Les Républicains (The Republicans)
Formerly Union pour un Mouvement Populaire (UMP)
France’s traditional conservatives Les Républicains were on course to win 75 seats, Ipsos projections said in June 2022. Although on the surface a step down from the 136 seats they got last time, this marked something of a renaissance for a party whose candidate Valérie Pécresse won just 4.8 percent of the vote in the présidentielles first round, operating in a squeezed ideological space between Macron and the far right.
“RN will of course be delighted with their score tonight – but LR will also be over the moon,” Andrew Smith, a professor of French politics at the University of Chichester, said. “They have absolutely bucked the assumption that they were sliding into irrelevance after Pécresse’s poor performance. It’s a result that speaks to their formidable machinery across France’s regions and its ability to get out their vote across provincial France.”
Macron pulled Philippe and many other cabinet ministers out of LR, before the centrist president moved rightwards along with the centre ground of French politics on issues like immigration and security.

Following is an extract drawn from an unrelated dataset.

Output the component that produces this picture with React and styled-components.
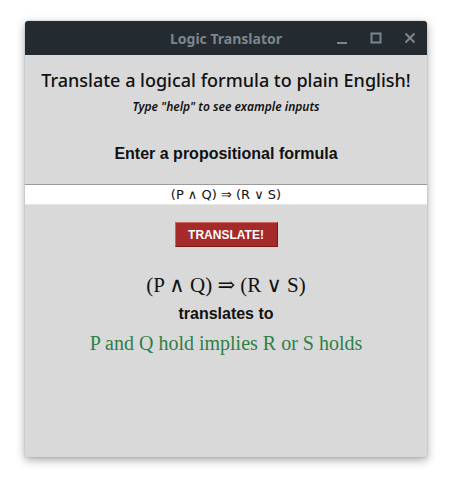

Given that LR is the closest party to Macron ideologically, speculation has long abounded that he would reach some sort of deal with them – rumours that only intensified thanks to LR ex-president Nicolas Sarkozy fulsomely backing Macron in the second round and meeting him at the Élysée Palace after his re-election.
With humiliating eliminations from France’s presidential vote on 10 April 2022, the historic rightwing Republicans party joined the Socialists in facing a moment of truth—rebuild a viable political project or risk consignment to the history books. Republicans candidate Valerie Pecresse finished in fifth place according to projections after failing to woo back voters who turned to centrist upstart Emmanuel Macron or the far right of Marine Le Pen, who both advanced to the April 24 run-off.
The blow was all the more devastating as the Republicans party traces its roots to Charles de Gaulle, the revered World War II Resistance hero who built the foundations of the all-powerful French presidency. “I had to fight a battle on two fronts, between the president’s party and the extremes that joined forces to divide and beat the republican right,” Pecresse said after her defeat. “This result is obviously a personal and collective disappointment.”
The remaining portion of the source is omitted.